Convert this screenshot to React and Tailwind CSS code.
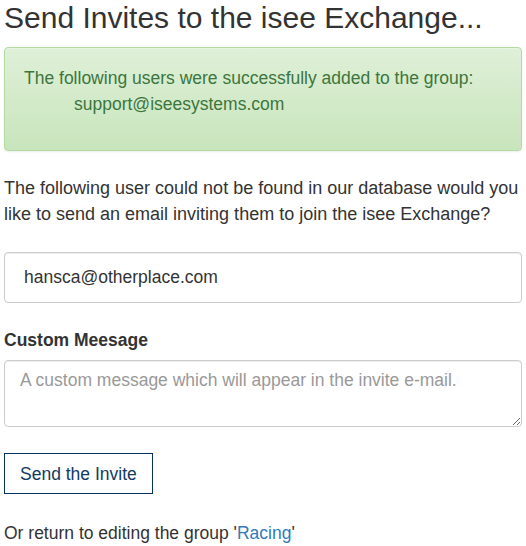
export default function App() {
  return (
    <div className="w-[526px] h-[546px] overflow-hidden bg-white px-[4px] font-['Liberation_Sans',Arial,sans-serif] text-[17.5px] leading-[26px] text-[#333]">
      <h1 className="pt-[1px] text-[30px] leading-[33px] font-normal text-[#333]">
        Send Invites to the isee Exchange...
      </h1>
      <div className="mt-[13px] h-[104px] rounded-[4px] border border-[#b2dba1] bg-linear-to-b from-[#dff0d8] to-[#c8e5bc] px-[19px] pt-[17px] text-[#3c763d] shadow-[inset_0_1px_0_rgba(255,255,255,0.25),0_1px_2px_rgba(0,0,0,0.08)]">
        <div>The following users were successfully added to the group:</div>
        <div className="pl-[50px]">support@iseesystems.com</div>
      </div>
      <p className="mt-[24px] text-[18px]">
        The following user could not be found in our database would you like to send an email inviting them to join the isee Exchange?
      </p>
      <input
        type="text"
        defaultValue="hansca@otherplace.com"
        className="mt-[25px] block h-[51px] w-full rounded-[4px] border border-[#ccc] px-[19px] text-[17.5px] text-[#333] shadow-[inset_0_1px_1px_rgba(0,0,0,0.075)] outline-none"
      />
      <label className="mt-[24px] block h-[26px] font-bold">Custom Meesage</label>
      <textarea
        placeholder="A custom message which will appear in the invite e-mail."
        className="mt-[7px] block h-[67px] w-full rounded-[4px] border border-[#ccc] px-[15px] pt-[6px] text-[17.5px] leading-[26px] text-[#333] placeholder:text-[#999] shadow-[inset_0_1px_1px_rgba(0,0,0,0.075)] outline-none"
      />
      <button className="mt-[26px] block h-[41px] w-[149px] border border-[#06325f] bg-white pl-[15px] text-left text-[17.5px] text-[#123a63]">
        Send the Invite
      </button>
      <p className="mt-[26px]">
        Or return to editing the group '<a href="#" className="text-[#337ab7]">Racing</a>'
      </p>
    </div>
  );
}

————

■ GOAL: All of the lines above should be retyped precisely, apart from the pictures.

■ ANSWER TO THIS TASK:
Convert this screenshot to React and Tailwind CSS code.
export default function App() {
  return (
    <div className="w-[526px] h-[546px] overflow-hidden bg-white px-[4px] font-['Liberation_Sans',Arial,sans-serif] text-[17.5px] leading-[26px] text-[#333]">
      <h1 className="pt-[1px] text-[30px] leading-[33px] font-normal text-[#333]">
        Send Invites to the isee Exchange...
      </h1>
      <div className="mt-[13px] h-[104px] rounded-[4px] border border-[#b2dba1] bg-linear-to-b from-[#dff0d8] to-[#c8e5bc] px-[19px] pt-[17px] text-[#3c763d] shadow-[inset_0_1px_0_rgba(255,255,255,0.25),0_1px_2px_rgba(0,0,0,0.08)]">
        <div>The following users were successfully added to the group:</div>
        <div className="pl-[50px]">support@iseesystems.com</div>
      </div>
      <p className="mt-[24px] text-[18px]">
        The following user could not be found in our database would you like to send an email inviting them to join the isee Exchange?
      </p>
      <input
        type="text"
        defaultValue="hansca@otherplace.com"
        className="mt-[25px] block h-[51px] w-full rounded-[4px] border border-[#ccc] px-[19px] text-[17.5px] text-[#333] shadow-[inset_0_1px_1px_rgba(0,0,0,0.075)] outline-none"
      />
      <label className="mt-[24px] block h-[26px] font-bold">Custom Meesage</label>
      <textarea
        placeholder="A custom message which will appear in the invite e-mail."
        className="mt-[7px] block h-[67px] w-full rounded-[4px] border border-[#ccc] px-[15px] pt-[6px] text-[17.5px] leading-[26px] text-[#333] placeholder:text-[#999] shadow-[inset_0_1px_1px_rgba(0,0,0,0.075)] outline-none"
      />
      <button className="mt-[26px] block h-[41px] w-[149px] border border-[#06325f] bg-white pl-[15px] text-left text-[17.5px] text-[#123a63]">
        Send the Invite
      </button>
      <p className="mt-[26px]">
        Or return to editing the group '<a href="#" className="text-[#337ab7]">Racing</a>'
      </p>
    </div>
  );
}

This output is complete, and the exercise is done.